Canadian firms are less productive, on average, than their counterparts in peer countries
The slowdown in Canadian labour productivity growth after 2000 matters because it led to slower real wage growth (Williams 2021b). What does firm-level data say about this? International research in studies such as Andrews et al. (2016) has found a widening gap or increased dispersion between the level of productivity at the world’s most productive companies (firms with the highest value-added per hour worked) and the productivity of other firms. One explanation is the rise of “winner takes most” competition in product or labour markets, where a few firms or people earn a disproportionate share of rewards based not on their absolute performance but rather their performance relative to other firms or workers. For example, having a 1% better product, service, or skills than the next best competitor might result in 90% of market revenues accruing to the leading firm or person. Common examples include technology platforms, sports stars, and financiers. Innovations and productivity gains appear to have generally become more concentrated among top firms (the best), and less likely to be shared with other firms (the rest) through product market competition and creative destruction (the natural process of firm entry and exit in product markets).
Gu (2019) used micro-data since 2000 to look at Canadian productivity at the firm level.
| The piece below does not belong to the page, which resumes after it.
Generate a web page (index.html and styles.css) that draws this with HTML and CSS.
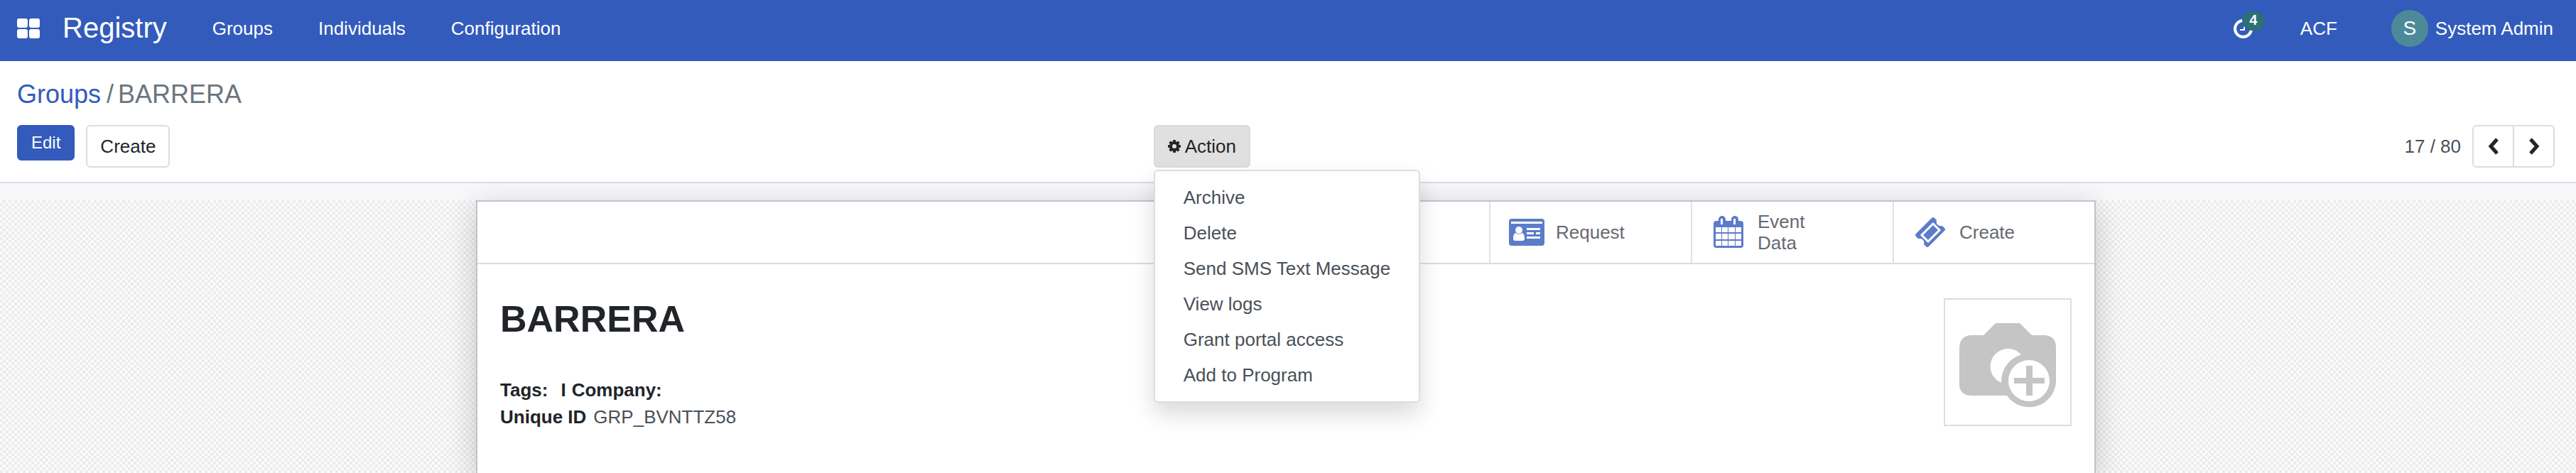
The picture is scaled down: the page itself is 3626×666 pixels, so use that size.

He split the data into the top 10% most productive firms by industry and compared their level of productivity to the other 90% of firms. He then examined how the gap in productivity levels between Canada’s top firms and the rest had changed since 2000. Gu found that Canada’s post-2000 productivity growth slowdown was due to: (1) slower rates of innovation at Canada’s top firms; (2) a decline in the rate of innovation diffusion from Canada’s top firms to other firms; and (3) and a decline in resource reallocation among firms (i.e., slower creative destruction and business dynamism).
Overall, firm-level studies indicate that Canada’s most productive firms are not keeping up with globally leading firms, and other Canadian firms are falling even further behind. This story should be a three-alarm fire for policymakers in Ottawa and in every provincial capital.
The Canadian workforce is less productive than in peer countries because, on average, companies here use less capital and technology, are less innovative, and operate at a smaller scale. The difference is not about the number of working hours because that is accounted for in the productivity metric (i.e., output per hour worked). To put it another way, the average Canadian worker would need to work almost 30% more hours to generate the same output as American and French workers, 25% more hours to match the output of German workers, 15% more hours to keep up with British workers, and 6% more hours to match the output of Australian workers.
“Past is prologue,” as Shakespeare wrote in The Tempest. Demonstrably, Ottawa’s various ad hoc policy initiatives to spur productivity growth over the past 20 years have largely failed. Today, despite Canada having an extraordinary 39 Federal Cabinet ministers – which is to our knowledge the largest executive branch of government of any major country – none of them are accountable for improving labour productivity growth and real market incomes for the average Canadian. Something needs to change.
BCBC’s view is that Canada needs a dedicated, specialist and independent productivity-focussed institution. We believe Canada would benefit from an Australian-style Productivity Commission to review the structural impediments that systematically hold back Canadian firms from investing, scaling, and entering and exiting markets for goods and services. Operating at arm’s length from government, the agency would marshal expertise and research, conduct public inquiries, and make recommendations to Parliament about the interaction between public policy, labour productivity, and real incomes. BCBC’s recent column in the Globe and Mail lays out our proposal and rationale (Williams and Finlayson, 2021).
This could indicate slower innovation diffusion from global top firms to Canadian top firms as found in Andrews et al. (2016). It would also be consistent with Canada’s retreat from international trade over the past 20 years (Peacock and Finlayson, 2022).
Similarly, the average Canadian worker could reduce their working hours by 18% and 21% to produce the same output as Japanese and New Zealand workers, respectively.